Implications of science communication for NGOs in addressing COVID19 in Bangladesh: A qualitative reflection
Author: Habib Mohammad Ali, University of Liberal Arts Bangladesh, Bangladesh
Co-author: Bishaka Tanchangya, University of Liberal Arts Bangladesh, Bangladesh
Format: Online conference, 5 April – Watch session recording
In this session presenters will explore connections between science communication, politics and social themes.
Bangladesh, a country of South Asia, is affected by climate change, refugee migration, and health crises. Along with the government, NGOs have been providing services to those affected by these crises across the country.
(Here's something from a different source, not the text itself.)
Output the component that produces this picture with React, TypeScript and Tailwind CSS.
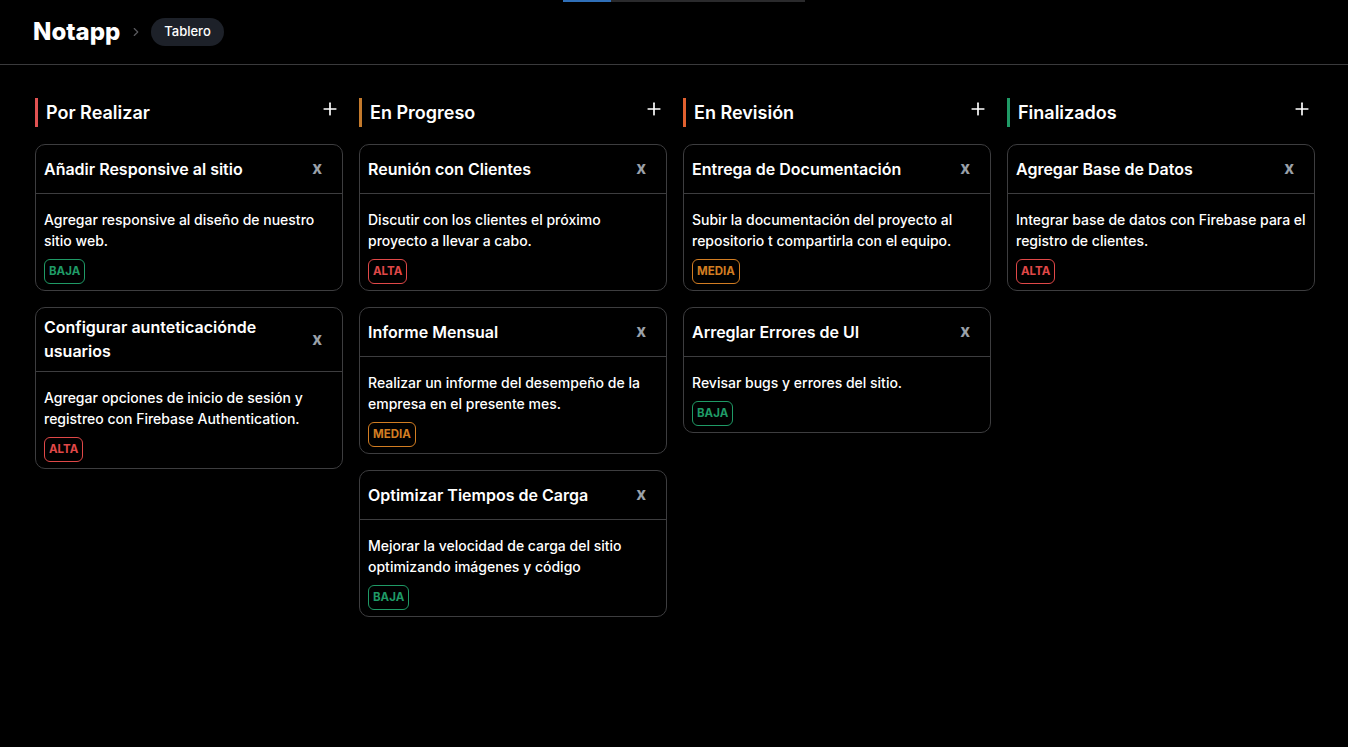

NGO professionals communicate science-based information to raise awareness of different health hazards caused by floods, droughts, salinity in water due to sea rise, tornados, and COVID-19 among the vulnerable groups. It seems that science communication plays a supportive role through these NGO professionals in the social development of Bangladesh. Therefore, NGOs can be perceived as active social agents and stakeholders that apply, promote and organize science communication to address the needs of different disadvantaged communities. It has been observed that NGOs, under the terms of risk and health communication, have played a key role in raising awareness of COVID-19 to counter misinformation by disseminating science-based information among target groups and stakeholders.
This proposal, based on an ongoing qualitative study, will discuss the implications of science communication for NGOs in Bangladesh with a focus on COVID-19 prevention scenario. It follows an exploratory case study approach to investigate the issue by focusing on Rupantor (Transformation), an NGO located in the coastal zone of Bangladesh. It will also shed light on how this NGO relies on science-based stakeholders and sources for developing preventive messages of COVID-19 pandemic in its health and social interventions. The proposal, with a critical reflection, will identify themes, messages, channels and other aspects of the risk communication campaign process to address COVID-19 by that NGO. The data collected and analyzed through utilizing semi-structured interview and discourse analysis methods found that the NGO used Facebook, YouTube and their website as their prime channels to promote the information about COVID-19 prevention and engage the audiences of the rural areas. Themes of its campaign messages include applying health and hygiene measures, preventing misinformation, stopping discrimination against the repatriated workers, stopping child marriage during this crisis, responding to cyclones with COVID-19 crisis, and eating healthy diets. To collect and organize science-based information for developing campaign messages, the NGO professionals relied on the regular announcements of the World Health Organizations, Institute of Epidemiology, Disease Control and Research Bangladesh, Ministry of Health and Family Welfare Bangladesh and other related trustworthy sources.
The study tried to advance the theory of participatory science communication by exploring the NGO’s discursive role to communicate the COVID-19 prevention messages and its spaces to engage local people and NGO members in developing YouTube materials and social media content on the risk and science communication issues. The findings of this study will be presented through Power Point presentation slides with different themes and photographs. It will also include one video of the campaign with English subtitles and the web-links of its online materials. The knowledge from this study will benefit NGO workers in other parts of the world to develop their interventions to address such crises while relevant scholars can find newer avenues for further studies on examining the role of NGOs in communicating risk and science related issues for public welfare. It will also contribute to scholarship and theory building in the understudied area of NGO-related participatory science communication.